* **What is being asked**:
Search the entries for the word "this" and pull out each line that has it.

* **Records**:
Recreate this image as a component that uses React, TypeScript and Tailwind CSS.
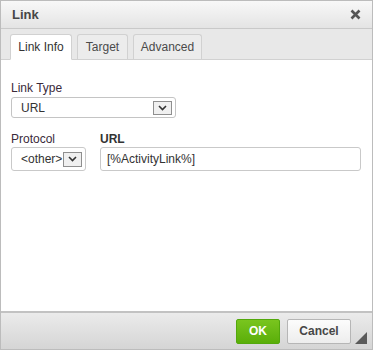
* * *
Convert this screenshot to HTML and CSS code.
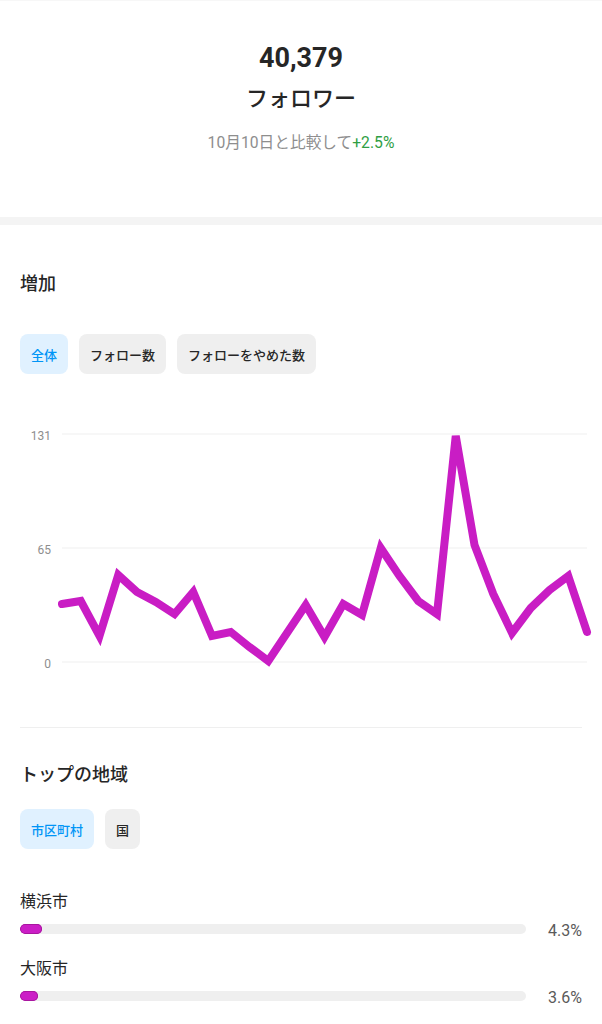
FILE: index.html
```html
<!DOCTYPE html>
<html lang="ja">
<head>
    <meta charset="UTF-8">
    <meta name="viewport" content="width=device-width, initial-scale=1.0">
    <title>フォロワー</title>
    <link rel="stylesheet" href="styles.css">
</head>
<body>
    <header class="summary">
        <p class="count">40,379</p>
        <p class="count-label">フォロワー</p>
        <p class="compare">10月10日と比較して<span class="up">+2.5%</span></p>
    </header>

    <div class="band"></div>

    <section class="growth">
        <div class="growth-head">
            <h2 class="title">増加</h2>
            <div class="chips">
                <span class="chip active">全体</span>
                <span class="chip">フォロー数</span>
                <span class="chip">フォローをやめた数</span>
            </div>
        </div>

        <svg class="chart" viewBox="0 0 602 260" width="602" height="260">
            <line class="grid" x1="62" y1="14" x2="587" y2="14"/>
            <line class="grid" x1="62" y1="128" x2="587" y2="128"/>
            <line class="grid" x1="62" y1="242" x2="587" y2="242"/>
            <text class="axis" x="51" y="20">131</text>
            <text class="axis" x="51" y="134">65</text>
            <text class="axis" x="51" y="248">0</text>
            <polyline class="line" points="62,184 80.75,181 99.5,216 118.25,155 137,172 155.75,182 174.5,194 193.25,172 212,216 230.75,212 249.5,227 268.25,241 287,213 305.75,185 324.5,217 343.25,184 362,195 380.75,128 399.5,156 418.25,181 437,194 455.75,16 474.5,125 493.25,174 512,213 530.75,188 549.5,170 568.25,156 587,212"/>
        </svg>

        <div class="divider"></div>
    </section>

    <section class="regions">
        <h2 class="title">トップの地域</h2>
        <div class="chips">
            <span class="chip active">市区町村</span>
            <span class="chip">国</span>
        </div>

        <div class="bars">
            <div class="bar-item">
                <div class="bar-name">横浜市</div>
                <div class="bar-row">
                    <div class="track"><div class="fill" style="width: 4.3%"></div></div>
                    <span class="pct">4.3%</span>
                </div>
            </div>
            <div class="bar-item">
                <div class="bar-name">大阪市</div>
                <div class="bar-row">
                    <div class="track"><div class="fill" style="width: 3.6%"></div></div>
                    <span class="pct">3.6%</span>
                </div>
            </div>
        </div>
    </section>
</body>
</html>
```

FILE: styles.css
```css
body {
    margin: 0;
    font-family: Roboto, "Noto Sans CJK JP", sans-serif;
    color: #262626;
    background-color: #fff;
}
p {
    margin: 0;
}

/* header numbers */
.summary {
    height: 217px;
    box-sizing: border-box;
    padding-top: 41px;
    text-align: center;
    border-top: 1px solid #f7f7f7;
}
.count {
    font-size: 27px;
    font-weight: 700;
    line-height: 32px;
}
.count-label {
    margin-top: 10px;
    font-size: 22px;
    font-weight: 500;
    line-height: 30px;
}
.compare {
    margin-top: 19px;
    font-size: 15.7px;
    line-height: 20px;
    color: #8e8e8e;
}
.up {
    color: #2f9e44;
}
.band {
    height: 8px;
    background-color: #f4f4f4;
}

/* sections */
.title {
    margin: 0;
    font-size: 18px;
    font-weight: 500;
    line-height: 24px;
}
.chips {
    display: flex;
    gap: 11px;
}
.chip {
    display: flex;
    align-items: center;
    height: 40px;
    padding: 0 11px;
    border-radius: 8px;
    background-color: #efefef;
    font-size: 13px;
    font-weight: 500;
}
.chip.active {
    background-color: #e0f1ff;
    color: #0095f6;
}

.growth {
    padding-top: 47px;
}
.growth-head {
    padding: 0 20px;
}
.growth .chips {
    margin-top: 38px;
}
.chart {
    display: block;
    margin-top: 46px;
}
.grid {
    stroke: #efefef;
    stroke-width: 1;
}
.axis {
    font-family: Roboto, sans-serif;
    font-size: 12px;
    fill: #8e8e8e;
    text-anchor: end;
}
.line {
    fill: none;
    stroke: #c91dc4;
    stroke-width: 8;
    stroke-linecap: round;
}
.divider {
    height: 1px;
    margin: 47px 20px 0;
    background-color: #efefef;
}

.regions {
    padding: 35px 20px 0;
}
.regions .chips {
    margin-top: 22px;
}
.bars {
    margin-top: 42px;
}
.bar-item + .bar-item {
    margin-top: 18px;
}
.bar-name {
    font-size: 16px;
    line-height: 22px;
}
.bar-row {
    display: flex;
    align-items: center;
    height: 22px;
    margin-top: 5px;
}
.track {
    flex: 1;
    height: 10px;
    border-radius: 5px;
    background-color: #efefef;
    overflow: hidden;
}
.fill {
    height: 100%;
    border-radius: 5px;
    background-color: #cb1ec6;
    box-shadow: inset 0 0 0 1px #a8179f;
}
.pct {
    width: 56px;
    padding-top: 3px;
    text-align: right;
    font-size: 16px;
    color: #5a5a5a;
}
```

* **Worked solution**:
Recreate this image as a component that uses React, TypeScript and Tailwind CSS.
Convert this screenshot to HTML and CSS code.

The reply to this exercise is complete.